- _Set exercise_:
Would you repeat the listing exactly but omit every picture?

- _Supplied material_:
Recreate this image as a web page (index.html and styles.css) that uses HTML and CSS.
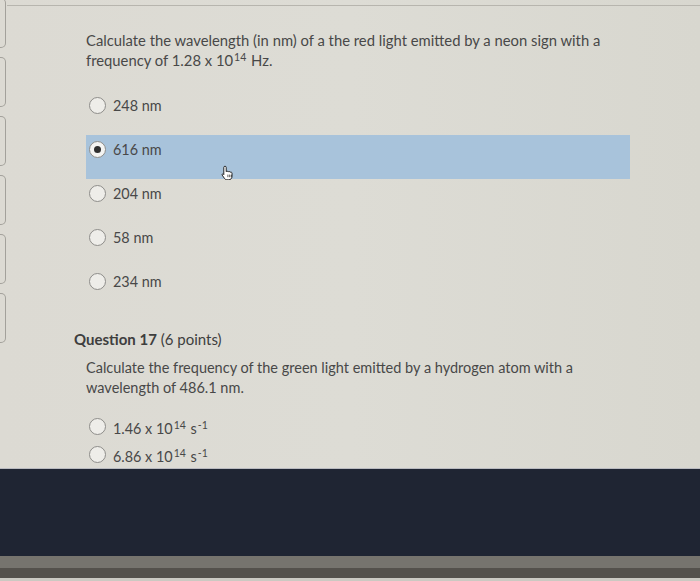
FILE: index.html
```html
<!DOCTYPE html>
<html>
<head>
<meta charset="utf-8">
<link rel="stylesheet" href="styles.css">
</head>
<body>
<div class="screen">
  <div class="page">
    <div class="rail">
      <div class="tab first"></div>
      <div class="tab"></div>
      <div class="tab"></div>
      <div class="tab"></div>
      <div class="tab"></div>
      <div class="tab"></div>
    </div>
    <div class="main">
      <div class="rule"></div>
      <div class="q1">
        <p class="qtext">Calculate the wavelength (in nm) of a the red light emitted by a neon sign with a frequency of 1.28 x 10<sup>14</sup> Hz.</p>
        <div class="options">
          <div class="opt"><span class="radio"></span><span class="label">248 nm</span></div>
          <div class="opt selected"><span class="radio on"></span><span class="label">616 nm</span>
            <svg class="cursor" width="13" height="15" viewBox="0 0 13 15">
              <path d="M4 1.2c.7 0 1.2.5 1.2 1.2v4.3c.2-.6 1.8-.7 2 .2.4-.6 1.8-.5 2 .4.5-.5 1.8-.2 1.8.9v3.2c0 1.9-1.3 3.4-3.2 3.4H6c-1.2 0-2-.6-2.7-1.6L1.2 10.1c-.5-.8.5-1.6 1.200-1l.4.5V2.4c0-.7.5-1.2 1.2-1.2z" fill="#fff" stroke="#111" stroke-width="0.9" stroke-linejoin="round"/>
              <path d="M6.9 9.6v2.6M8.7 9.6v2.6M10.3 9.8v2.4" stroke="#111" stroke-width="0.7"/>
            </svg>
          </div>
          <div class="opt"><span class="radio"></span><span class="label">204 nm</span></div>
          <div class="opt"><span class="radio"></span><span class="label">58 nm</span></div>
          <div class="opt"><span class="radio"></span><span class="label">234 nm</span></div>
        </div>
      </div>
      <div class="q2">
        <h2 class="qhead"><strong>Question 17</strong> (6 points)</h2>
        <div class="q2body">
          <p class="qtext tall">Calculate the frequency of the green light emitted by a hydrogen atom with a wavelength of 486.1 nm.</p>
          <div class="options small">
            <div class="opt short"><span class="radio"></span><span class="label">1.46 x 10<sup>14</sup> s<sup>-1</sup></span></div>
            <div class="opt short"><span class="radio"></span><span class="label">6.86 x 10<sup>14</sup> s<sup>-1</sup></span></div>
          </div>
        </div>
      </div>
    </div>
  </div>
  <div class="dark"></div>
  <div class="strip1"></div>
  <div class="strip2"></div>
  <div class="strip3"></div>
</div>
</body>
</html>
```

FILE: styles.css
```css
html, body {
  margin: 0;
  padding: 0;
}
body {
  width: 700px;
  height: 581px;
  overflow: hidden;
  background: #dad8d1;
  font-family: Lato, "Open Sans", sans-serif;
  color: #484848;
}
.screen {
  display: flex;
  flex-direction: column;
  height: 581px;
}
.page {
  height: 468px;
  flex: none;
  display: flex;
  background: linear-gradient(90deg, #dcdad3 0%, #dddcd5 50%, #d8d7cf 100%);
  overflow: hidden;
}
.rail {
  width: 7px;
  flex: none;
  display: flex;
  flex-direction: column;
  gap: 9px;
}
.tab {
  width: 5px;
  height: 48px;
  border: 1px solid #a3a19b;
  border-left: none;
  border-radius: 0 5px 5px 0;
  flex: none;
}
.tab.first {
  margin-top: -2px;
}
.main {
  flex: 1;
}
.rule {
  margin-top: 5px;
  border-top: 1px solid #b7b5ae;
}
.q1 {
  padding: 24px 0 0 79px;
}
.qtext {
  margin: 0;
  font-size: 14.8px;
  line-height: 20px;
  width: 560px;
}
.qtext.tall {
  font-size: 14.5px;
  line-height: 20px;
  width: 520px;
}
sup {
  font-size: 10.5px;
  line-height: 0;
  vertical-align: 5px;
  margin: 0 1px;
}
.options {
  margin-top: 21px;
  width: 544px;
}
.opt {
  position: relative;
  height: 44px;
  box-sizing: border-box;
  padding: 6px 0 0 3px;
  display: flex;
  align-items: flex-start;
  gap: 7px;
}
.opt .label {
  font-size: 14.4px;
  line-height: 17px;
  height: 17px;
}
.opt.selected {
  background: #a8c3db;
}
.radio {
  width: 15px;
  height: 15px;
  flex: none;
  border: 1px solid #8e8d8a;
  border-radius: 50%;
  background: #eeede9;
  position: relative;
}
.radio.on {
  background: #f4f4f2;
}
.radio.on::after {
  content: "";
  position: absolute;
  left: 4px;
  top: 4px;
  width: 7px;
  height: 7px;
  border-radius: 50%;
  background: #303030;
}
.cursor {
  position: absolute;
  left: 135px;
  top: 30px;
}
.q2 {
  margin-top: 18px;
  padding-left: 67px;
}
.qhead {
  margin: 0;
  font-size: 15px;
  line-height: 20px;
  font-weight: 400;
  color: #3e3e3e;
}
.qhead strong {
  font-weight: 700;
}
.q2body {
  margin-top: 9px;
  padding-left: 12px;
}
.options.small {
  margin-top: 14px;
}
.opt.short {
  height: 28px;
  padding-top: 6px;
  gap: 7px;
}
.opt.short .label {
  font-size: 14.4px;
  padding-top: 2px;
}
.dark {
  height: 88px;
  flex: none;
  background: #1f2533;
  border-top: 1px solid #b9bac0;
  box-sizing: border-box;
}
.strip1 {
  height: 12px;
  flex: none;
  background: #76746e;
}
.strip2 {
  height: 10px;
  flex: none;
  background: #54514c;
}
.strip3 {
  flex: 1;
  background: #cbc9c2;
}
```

- _Task answer_:
Recreate this image as a web page (index.html and styles.css) that uses HTML and CSS.
FILE: index.html
```html
<!DOCTYPE html>
<html>
<head>
<meta charset="utf-8">
<link rel="stylesheet" href="styles.css">
</head>
<body>
<div class="screen">
  <div class="page">
    <div class="rail">
      <div class="tab first"></div>
      <div class="tab"></div>
      <div class="tab"></div>
      <div class="tab"></div>
      <div class="tab"></div>
      <div class="tab"></div>
    </div>
    <div class="main">
      <div class="rule"></div>
      <div class="q1">
        <p class="qtext">Calculate the wavelength (in nm) of a the red light emitted by a neon sign with a frequency of 1.28 x 10<sup>14</sup> Hz.</p>
        <div class="options">
          <div class="opt"><span class="radio"></span><span class="label">248 nm</span></div>
          <div class="opt selected"><span class="radio on"></span><span class="label">616 nm</span>
            <svg class="cursor" width="13" height="15" viewBox="0 0 13 15">
              <path d="M4 1.2c.7 0 1.2.5 1.2 1.2v4.3c.2-.6 1.8-.7 2 .2.4-.6 1.8-.5 2 .4.5-.5 1.8-.2 1.8.9v3.2c0 1.9-1.3 3.4-3.2 3.4H6c-1.2 0-2-.6-2.7-1.6L1.2 10.1c-.5-.8.5-1.6 1.200-1l.4.5V2.4c0-.7.5-1.2 1.2-1.2z" fill="#fff" stroke="#111" stroke-width="0.9" stroke-linejoin="round"/>
              <path d="M6.9 9.6v2.6M8.7 9.6v2.6M10.3 9.8v2.4" stroke="#111" stroke-width="0.7"/>
            </svg>
          </div>
          <div class="opt"><span class="radio"></span><span class="label">204 nm</span></div>
          <div class="opt"><span class="radio"></span><span class="label">58 nm</span></div>
          <div class="opt"><span class="radio"></span><span class="label">234 nm</span></div>
        </div>
      </div>
      <div class="q2">
        <h2 class="qhead"><strong>Question 17</strong> (6 points)</h2>
        <div class="q2body">
          <p class="qtext tall">Calculate the frequency of the green light emitted by a hydrogen atom with a wavelength of 486.1 nm.</p>
          <div class="options small">
            <div class="opt short"><span class="radio"></span><span class="label">1.46 x 10<sup>14</sup> s<sup>-1</sup></span></div>
            <div class="opt short"><span class="radio"></span><span class="label">6.86 x 10<sup>14</sup> s<sup>-1</sup></span></div>
          </div>
        </div>
      </div>
    </div>
  </div>
  <div class="dark"></div>
  <div class="strip1"></div>
  <div class="strip2"></div>
  <div class="strip3"></div>
</div>
</body>
</html>
```

FILE: styles.css
```css
html, body {
  margin: 0;
  padding: 0;
}
body {
  width: 700px;
  height: 581px;
  overflow: hidden;
  background: #dad8d1;
  font-family: Lato, "Open Sans", sans-serif;
  color: #484848;
}
.screen {
  display: flex;
  flex-direction: column;
  height: 581px;
}
.page {
  height: 468px;
  flex: none;
  display: flex;
  background: linear-gradient(90deg, #dcdad3 0%, #dddcd5 50%, #d8d7cf 100%);
  overflow: hidden;
}
.rail {
  width: 7px;
  flex: none;
  display: flex;
  flex-direction: column;
  gap: 9px;
}
.tab {
  width: 5px;
  height: 48px;
  border: 1px solid #a3a19b;
  border-left: none;
  border-radius: 0 5px 5px 0;
  flex: none;
}
.tab.first {
  margin-top: -2px;
}
.main {
  flex: 1;
}
.rule {
  margin-top: 5px;
  border-top: 1px solid #b7b5ae;
}
.q1 {
  padding: 24px 0 0 79px;
}
.qtext {
  margin: 0;
  font-size: 14.8px;
  line-height: 20px;
  width: 560px;
}
.qtext.tall {
  font-size: 14.5px;
  line-height: 20px;
  width: 520px;
}
sup {
  font-size: 10.5px;
  line-height: 0;
  vertical-align: 5px;
  margin: 0 1px;
}
.options {
  margin-top: 21px;
  width: 544px;
}
.opt {
  position: relative;
  height: 44px;
  box-sizing: border-box;
  padding: 6px 0 0 3px;
  display: flex;
  align-items: flex-start;
  gap: 7px;
}
.opt .label {
  font-size: 14.4px;
  line-height: 17px;
  height: 17px;
}
.opt.selected {
  background: #a8c3db;
}
.radio {
  width: 15px;
  height: 15px;
  flex: none;
  border: 1px solid #8e8d8a;
  border-radius: 50%;
  background: #eeede9;
  position: relative;
}
.radio.on {
  background: #f4f4f2;
}
.radio.on::after {
  content: "";
  position: absolute;
  left: 4px;
  top: 4px;
  width: 7px;
  height: 7px;
  border-radius: 50%;
  background: #303030;
}
.cursor {
  position: absolute;
  left: 135px;
  top: 30px;
}
.q2 {
  margin-top: 18px;
  padding-left: 67px;
}
.qhead {
  margin: 0;
  font-size: 15px;
  line-height: 20px;
  font-weight: 400;
  color: #3e3e3e;
}
.qhead strong {
  font-weight: 700;
}
.q2body {
  margin-top: 9px;
  padding-left: 12px;
}
.options.small {
  margin-top: 14px;
}
.opt.short {
  height: 28px;
  padding-top: 6px;
  gap: 7px;
}
.opt.short .label {
  font-size: 14.4px;
  padding-top: 2px;
}
.dark {
  height: 88px;
  flex: none;
  background: #1f2533;
  border-top: 1px solid #b9bac0;
  box-sizing: border-box;
}
.strip1 {
  height: 12px;
  flex: none;
  background: #76746e;
}
.strip2 {
  height: 10px;
  flex: none;
  background: #54514c;
}
.strip3 {
  flex: 1;
  background: #cbc9c2;
}
```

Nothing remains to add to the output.